33 Quantifying the Distance to Supercell-Boundary Interactions

Monday, 7 November 2016
Broadway Rooms (Hilton Portland )
Kathleen M. Magee, University of North Carolina, Charlotte, NC; and C. E. Davenport

The interaction of supercell thunderstorms with surface boundaries has been shown to enhance the environment for severe storms by amplifying the vorticity, wind shear, and helicity in both observational (Maddox et al. 1980, Markowski et al, 1998b, Rasmussen et al. 2000, Bunkers et al. 2006b) and numerical studies (Atkins et al. 1999, Fierro et al. 2006, Houston and Wilhelmson 2012, Dahl et al. 2014). Previous studies have identified distances ranging between 5 km (Atkins et al. 1999) and 50 km for such enhancement (Markowski et al. 1998a).
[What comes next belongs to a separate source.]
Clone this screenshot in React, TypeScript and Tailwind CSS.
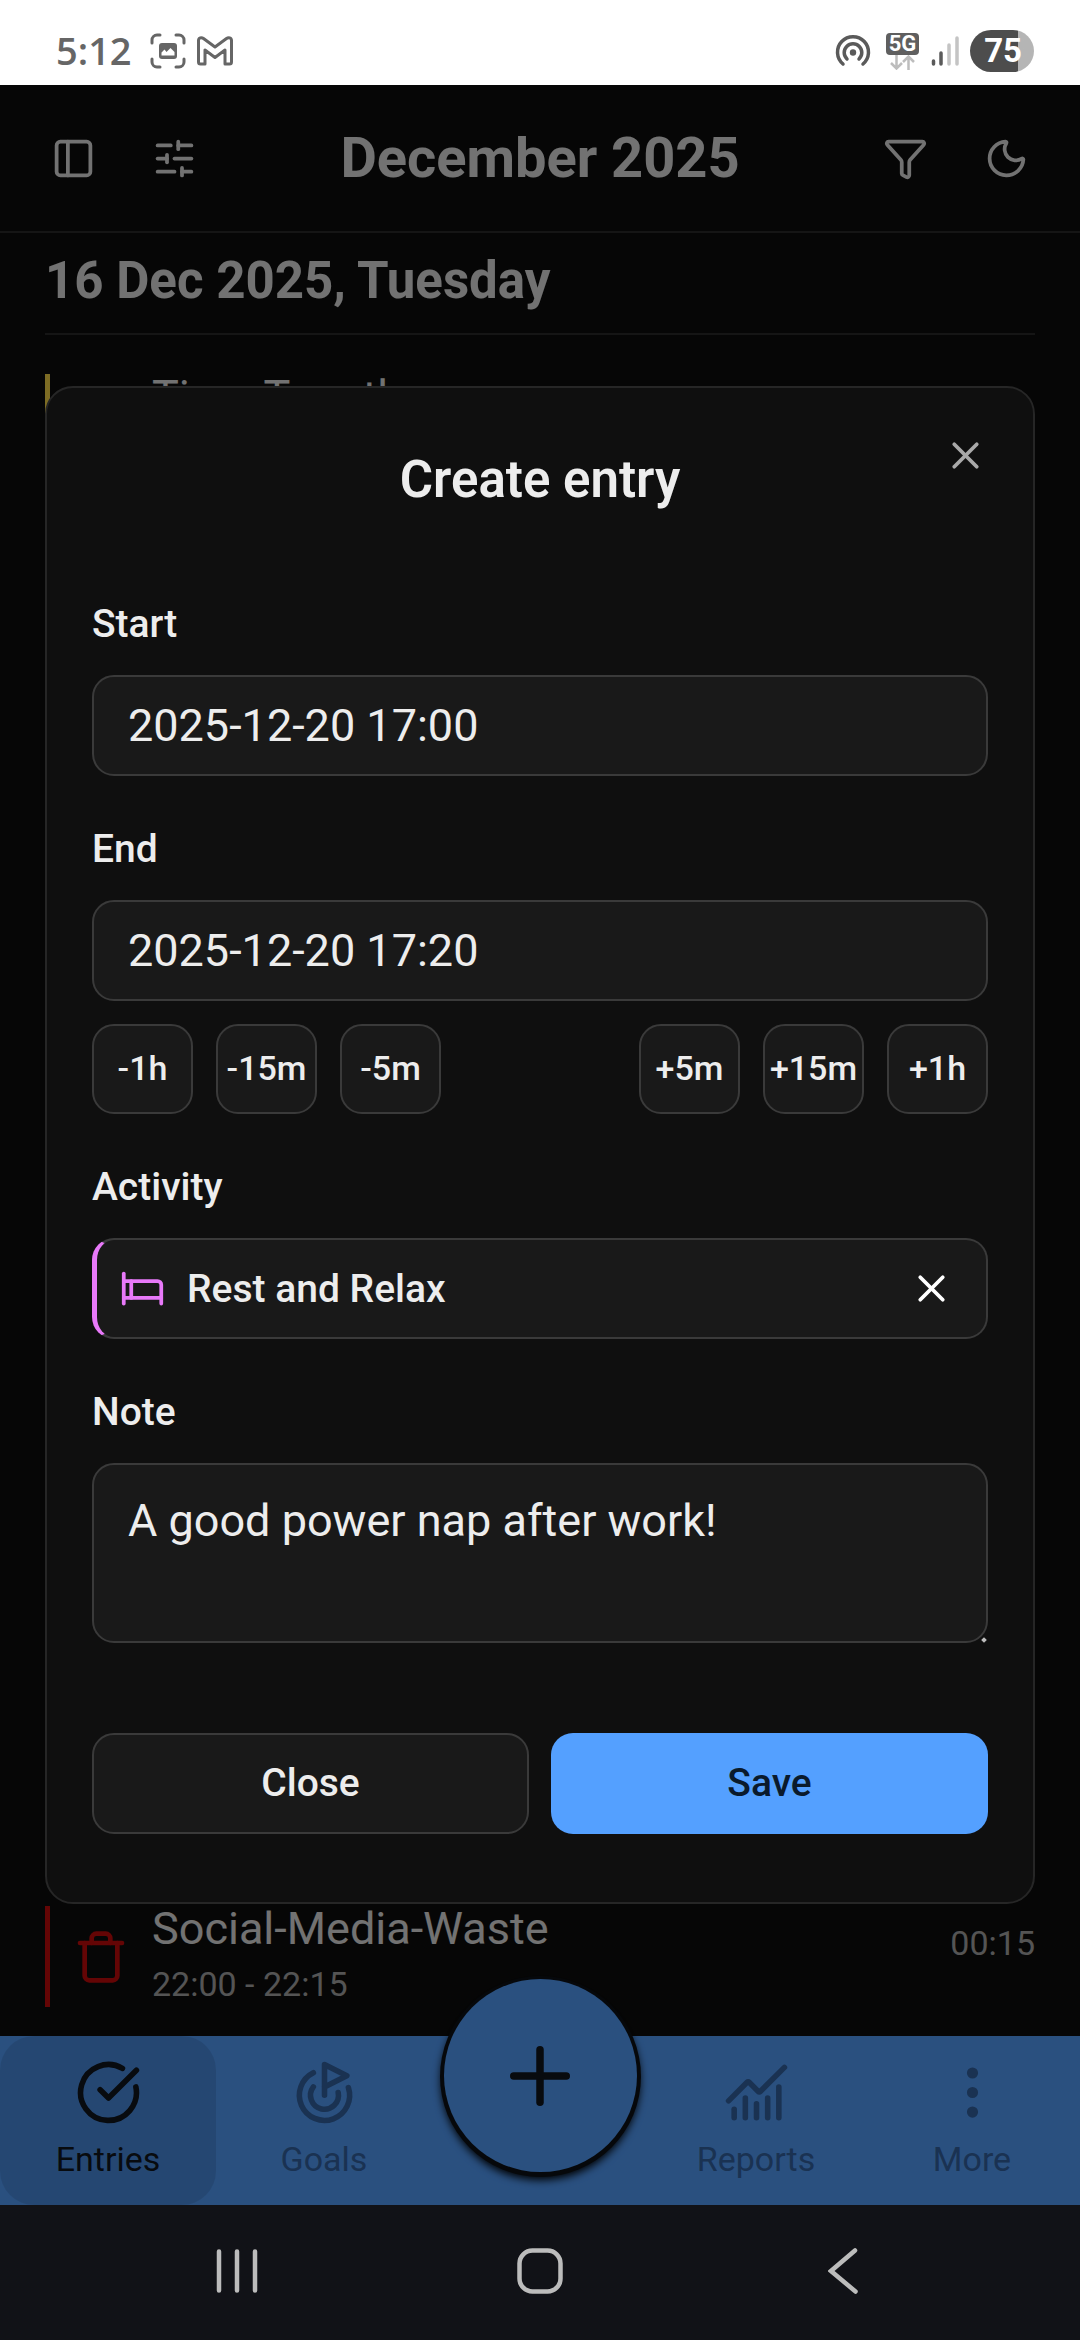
import React, { useState } from "react";
import {
  Bed,
  ChartNoAxesCombined,
  CircleCheckBig,
  EllipsisVertical,
  Funnel,
  Goal,
  Moon,
  PanelLeft,
  Plus,
  SlidersHorizontal,
  Trash,
  X,
} from "lucide-react";

const fieldBox = "w-full rounded-[22px] border-2 border-[#3a3a3a] bg-[#191919] text-[#ededed]";

function StatusBar() {
  return (
    <div className="flex h-[85px] items-center justify-between bg-white pl-[56px] pr-[46px] pt-[17px]">
      <div className="flex items-center">
        <span className="pb-[2px] font-['Open_Sans'] text-[38px] leading-[38px] font-semibold text-[#666666]">5:12</span>
        <svg className="ml-[18px] size-[36px]" viewBox="0 0 36 36" fill="none" stroke="#666666" strokeWidth="3" strokeLinecap="round" aria-hidden="true">
          <path d="M2 10V7a5 5 0 0 1 5-5h3M26 2h3a5 5 0 0 1 5 5v3M34 26v3a5 5 0 0 1-5 5h-3M10 34H7a5 5 0 0 1-5-5v-3" />
          <rect x="9" y="10" width="18" height="16" rx="3" fill="#666666" stroke="none" />
          <path d="M11.500 22.500v-3l3-3 2 2.500 4-4 4 4v3.500z" fill="#ffffff" stroke="none" />
        </svg>
        <svg className="ml-[11px] h-[30px] w-[36px]" viewBox="0 0 36 30" fill="none" stroke="#666666" strokeWidth="3" strokeLinejoin="round" aria-hidden="true">
          <path d="M1.500 26V4.500c0-3 3-3.500 5-2L18 11 29.500 2.500c2-1.500 5-1 5 2V26a2 2 0 0 1-2 2H28V14l-10 7.500L8 14v14H3.500a2 2 0 0 1-2-2z" />
        </svg>
      </div>
      <div className="flex items-center">
        <svg className="size-[36px]" viewBox="0 0 36 36" fill="none" stroke="#5a5a5a" strokeWidth="3.500" strokeLinecap="round" aria-hidden="true">
          <path d="M8 31a15.500 15.500 0 1 1 20 0" />
          <path d="M12 26a8.800 8.800 0 1 1 12 0" />
          <circle cx="18" cy="19.500" r="3.200" fill="#5a5a5a" stroke="none" />
        </svg>
        <div className="ml-[15px] flex flex-col items-center">
          <span className="flex h-[22px] w-[33px] items-center justify-center rounded-[4px] bg-[#5f5f5f] font-[Roboto] text-[22px] leading-[22px] font-bold text-white">5G</span>
          <svg className="h-[15px] w-[25px]" viewBox="0 0 25 15" fill="none" stroke="#bdbdbd" strokeWidth="2.500" aria-hidden="true">
            <path d="M6.500 0v13M1 8l5.500 5.500L12 8M18.500 15V2M13 7l5.500-5.500L24 7" />
          </svg>
        </div>
        <svg className="ml-[12px] h-[30px] w-[28px]" viewBox="0 0 28 30" strokeWidth="3.500" strokeLinecap="round" aria-hidden="true">
          <path d="M2.500 25v3M10 17v11" stroke="#5a5a5a" />
          <path d="M18 9v19M26 2v26" stroke="#c4c4c4" />
        </svg>
        <span className="ml-[11px] flex h-[42px] w-[64px] items-center justify-end rounded-full bg-linear-to-r from-[#4d4d4d] from-75% to-[#b5b5b5] to-75% pr-[12px] font-[Roboto] text-[33px] leading-[42px] font-bold text-white">
          75
        </span>
      </div>
    </div>
  );
}

function HeaderButton({ label, children }: { label: string; children: React.ReactNode }) {
  return (
    <button type="button" aria-label={label} className="flex size-[101px] items-center justify-center">
      {children}
    </button>
  );
}

function Entry({
  title,
  time,
  duration,
  bar,
  icon,
}: {
  title: string;
  time?: string;
  duration?: string;
  bar: string;
  icon?: React.ReactNode;
}) {
  return (
    <li className="flex h-[101px] items-center">
      <span className={`h-full w-[5px] shrink-0 ${bar}`} />
      <span className="mx-[23px] flex size-[56px] shrink-0 items-center justify-center">{icon}</span>
      <div className="flex h-full min-w-0 flex-1 flex-col gap-[11px]">
        <span className="text-[45px] leading-[45px] text-[#e4e4e4]">{title}</span>
        {time && <span className="text-[34px] leading-[45px] text-[#a8a8a8]">{time}</span>}
      </div>
      {duration && <span className="self-start pt-[15px] text-[34px] leading-[45px] text-[#a8a8a8]">{duration}</span>}
    </li>
  );
}

function Tab({ label, active, icon }: { label: string; active?: boolean; icon: React.ReactNode }) {
  return (
    <button
      type="button"
      aria-current={active ? "page" : undefined}
      className={`flex flex-col items-center gap-[11px] rounded-[34px] py-[23px] text-[34px] leading-[45px] ${
        active ? "bg-black/10 text-[#10171f]" : "text-[#3465a5]"
      }`}
    >
      {icon}
      {label}
    </button>
  );
}

function Field({ label, id, children }: { label: string; id: string; children: React.ReactNode }) {
  return (
    <div className="flex flex-col gap-[23px]">
      <label htmlFor={id} className="text-[39px] leading-[56px] font-medium">
        {label}
      </label>
      {children}
    </div>
  );
}

function StepButton({ children }: { children: React.ReactNode }) {
  return (
    <button
      type="button"
      className="flex h-[90px] w-[101px] items-center justify-center rounded-[22px] border-2 border-[#3a3a3a] bg-[#191919] pb-[2px] text-[34px] leading-[45px] font-medium"
    >
      {children}
    </button>
  );
}

function CreateEntryDialog() {
  const [start, setStart] = useState("2025-12-20 17:00");
  const [end, setEnd] = useState("2025-12-20 17:20");
  const [note, setNote] = useState("A good power nap after work!");

  return (
    <form
      role="dialog"
      aria-labelledby="dialog-title"
      className="relative flex w-full flex-col rounded-[28px] border-2 border-[#262626] bg-[#0f0f0f] px-[45px] py-[68px] text-[#ededed]"
    >
      <button type="button" aria-label="Close dialog" className="absolute top-[45px] right-[45px] text-[#a9a9a9]">
        <X className="size-[45px]" />
      </button>
      <h2 id="dialog-title" className="text-center text-[51px] leading-[48px] font-semibold">
        Create entry
      </h2>

      <div className="mt-[92px] flex flex-col gap-[45px]">
        <Field label="Start" id="start">
          <input id="start" value={start} onChange={(e) => setStart(e.target.value)} className={`${fieldBox} h-[101px] px-[34px] text-[45px]`} />
        </Field>

        <Field label="End" id="end">
          <input id="end" value={end} onChange={(e) => setEnd(e.target.value)} className={`${fieldBox} h-[101px] px-[34px] text-[45px]`} />
          <div className="flex justify-between">
            <div className="flex gap-[23px]">
              <StepButton>-1h</StepButton>
              <StepButton>-15m</StepButton>
              <StepButton>-5m</StepButton>
            </div>
            <div className="flex gap-[23px]">
              <StepButton>+5m</StepButton>
              <StepButton>+15m</StepButton>
              <StepButton>+1h</StepButton>
            </div>
          </div>
        </Field>

        <Field label="Activity" id="activity">
          <div className={`${fieldBox} flex h-[101px] items-center border-l-[5px] border-l-[#e879f9] pr-[32px] pl-[23px]`}>
            <button id="activity" type="button" className="flex flex-1 items-center gap-[22px] text-[39px] leading-[56px] font-medium">
              <Bed className="size-[45px] text-[#e879f9]" />
              Rest and Relax
            </button>
            <button type="button" aria-label="Clear activity" className="text-white">
              <X className="size-[45px]" />
            </button>
          </div>
        </Field>

        <Field label="Note" id="note">
          <div className="relative flex">
            <textarea
              id="note"
              value={note}
              onChange={(e) => setNote(e.target.value)}
              className={`${fieldBox} h-[180px] resize-none px-[34px] py-[22px] text-[45px] leading-[68px]`}
            />
            <span className="absolute right-[2px] bottom-[1px] size-[4px] rotate-45 bg-[#bdbdbd]" />
          </div>
        </Field>
      </div>

      <div className="mt-[90px] grid grid-cols-2 gap-[22px]">
        <button type="button" className={`${fieldBox} h-[101px] pb-[2px] text-[39px] leading-[56px] font-medium`}>
          Close
        </button>
        <button type="button" className="h-[101px] rounded-[22px] bg-[#54a0ff] pb-[2px] text-[39px] leading-[56px] font-medium text-[#0a1a2c]">
          Save
        </button>
      </div>
    </form>
  );
}

export default function App() {
  return (
    <div className="flex min-h-screen flex-col bg-[#111217] font-[Roboto,sans-serif]">
      <StatusBar />

      <div className="relative flex flex-1 flex-col bg-[#0d0d0d] text-[#ededed]">
        <header className="flex h-[148px] items-center border-b-2 border-[#2a2a2a] px-[23px] text-[#e4e4e4]">
          <HeaderButton label="Toggle sidebar">
            <PanelLeft className="size-[45px]" />
          </HeaderButton>
          <HeaderButton label="View settings">
            <SlidersHorizontal className="size-[45px]" />
          </HeaderButton>
          <h1 className="flex-1 text-center text-[56px] leading-[68px] font-bold">December 2025</h1>
          <HeaderButton label="Filter">
            <Funnel className="size-[45px]" />
          </HeaderButton>
          <HeaderButton label="Dark mode">
            <Moon className="size-[45px]" />
          </HeaderButton>
        </header>

        <main className="flex flex-1 flex-col px-[45px] pb-[29px]">
          <h2 className="border-b-2 border-[#2a2a2a] pt-[20px] pb-[24px] text-[51px] leading-[56px] font-bold text-[#e4e4e4]">
            16 Dec 2025, Tuesday
          </h2>
          <ul className="flex flex-1 flex-col justify-between pt-[39px]">
            <Entry title="Time Together" bar="bg-[#fad848]" />
            <Entry
              title="Social-Media-Waste"
              time="22:00 - 22:15"
              duration="00:15"
              bar="bg-[#c80a0a]"
              icon={<Trash className="size-[56px] text-[#c80a0a]" />}
            />
          </ul>
        </main>

        <nav className="grid grid-cols-5 bg-[#54a0ff]">
          <Tab label="Entries" active icon={<CircleCheckBig className="size-[67px]" />} />
          <Tab label="Goals" icon={<Goal className="size-[67px]" />} />
          <div className="relative flex justify-center">
            <button
              type="button"
              aria-label="Add entry"
              className="absolute -top-[57px] flex size-[193px] items-center justify-center rounded-full bg-[#54a0ff] text-[#10171f] shadow-[0_1px_0_4px_#0d1116,0_5px_8px_3px_#000000]"
            >
              <Plus className="size-[90px]" />
            </button>
          </div>
          <Tab label="Reports" icon={<ChartNoAxesCombined className="size-[67px]" />} />
          <Tab label="More" icon={<EllipsisVertical className="size-[67px]" />} />
        </nav>

        <div className="absolute inset-0 flex items-center justify-center bg-black/50 px-[45px]">
          <CreateEntryDialog />
        </div>
      </div>

      <div className="grid h-[135px] grid-cols-3 px-[86px] pb-[3px] text-[#bcbcbc]">
        <button type="button" aria-label="Recent apps" className="flex items-center justify-center">
          <svg className="h-[46px] w-[42px]" viewBox="0 0 42 46" stroke="currentColor" strokeWidth="4.500" strokeLinecap="round">
            <path d="M3 3.500v39M21 3.500v39M39 3.500v39" />
          </svg>
        </button>
        <button type="button" aria-label="Home" className="flex items-center justify-center">
          <svg className="size-[46px]" viewBox="0 0 46 46" fill="none" stroke="currentColor" strokeWidth="4.500">
            <rect x="2.500" y="2.500" width="41" height="41" rx="13" />
          </svg>
        </button>
        <button type="button" aria-label="Back" className="flex items-center justify-center">
          <svg className="h-[46px] w-[30px]" viewBox="0 0 30 46" fill="none" stroke="currentColor" strokeWidth="4.500" strokeLinecap="round">
            <path d="M27 2.500 3 23l24.500 20.500" />
          </svg>
        </button>
      </div>
    </div>
  );
}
The distance between supercells and nearby surface boundaries are measured and compared to reports of large hail, strong wind, and tornadoes over the lifetime of the storm. Initial results suggest that 80 km into the warm sector of an outflow boundary, 50 km into the warm and cool sides of a warm front, and stationary cases heavily favor development within 30 km in the warm sector and 50 km into the cool sector. Future research should use high-resolution models to test the boundary distances produced in this paper and quantify how the environment changes within the distances.